3. **Extract the Selected Features:**

   - After training the model, extract the features whose coefficients are non-zero. These features are considered the most relevant for predicting the outcome of a soccer match.

4. **Evaluate the Model:**

   - Evaluate the performance of the model using metrics such as accuracy, precision, and recall.
   - If the performance is not satisfactory, adjust the hyperparameters of the Logistic Regression model or consider using a different Embedded method.

5. **Interpret the Results:**

   - Analyze the selected features to understand their importance in predicting the outcome of a soccer match.
   - This information can be used to gain insights into the factors that influence the outcome of soccer matches and to make better predictions in the future.


**Q8. You are working on a project to predict the price of a house based on its features, such as size, location, and age. You have a limited number of features, and you want to ensure that you select the most important ones for the model. Explain how you would use the Wrapper method to select the best set of features for the predictor.**

 The Wrapper method is a type of feature selection algorithm that uses a machine learning model to score the importance of features. Here’s a step-by-step guide on how you can use it:

1. Subset Selection: Start by defining all possible combinations of features.
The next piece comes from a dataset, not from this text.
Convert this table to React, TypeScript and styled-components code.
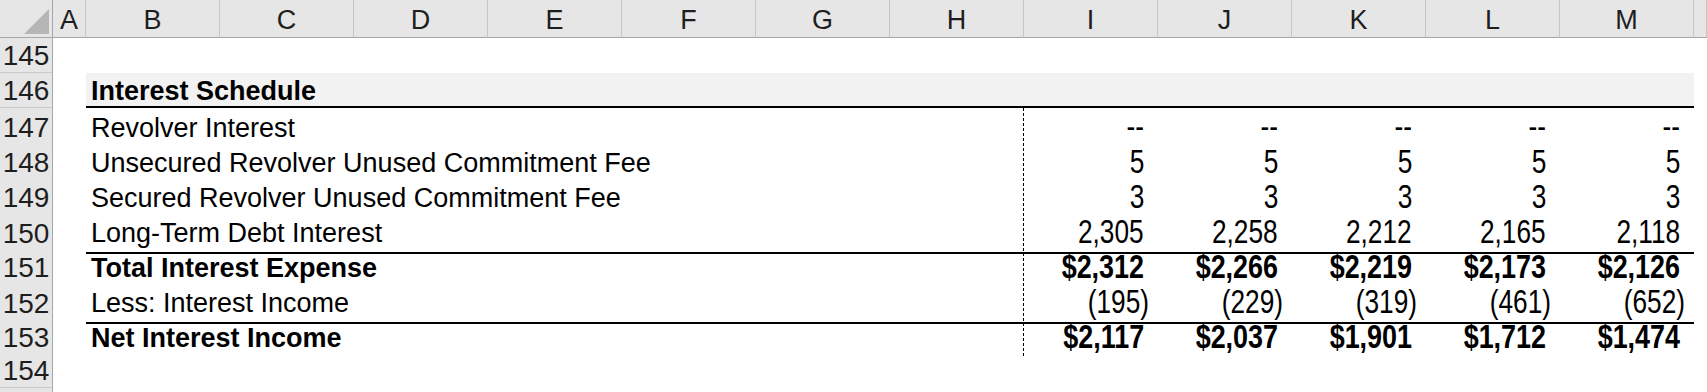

This means not just each individual feature, but also sets of two features, three features, and so on, up to the set of all features.

2. Model Training: For each subset of features, train your model using only the features in that subset.

3. Model Evaluation: Evaluate each model’s performance. This could be done using a validation set, cross-validation, or some other technique to estimate how well the model will perform on unseen data.

4. Best Subset Selection: Select the subset of features that resulted in the model with the best performance.

5. Iterate: Repeat steps 2-4, eliminating the least important features at each iteration, until you reach the desired number of features.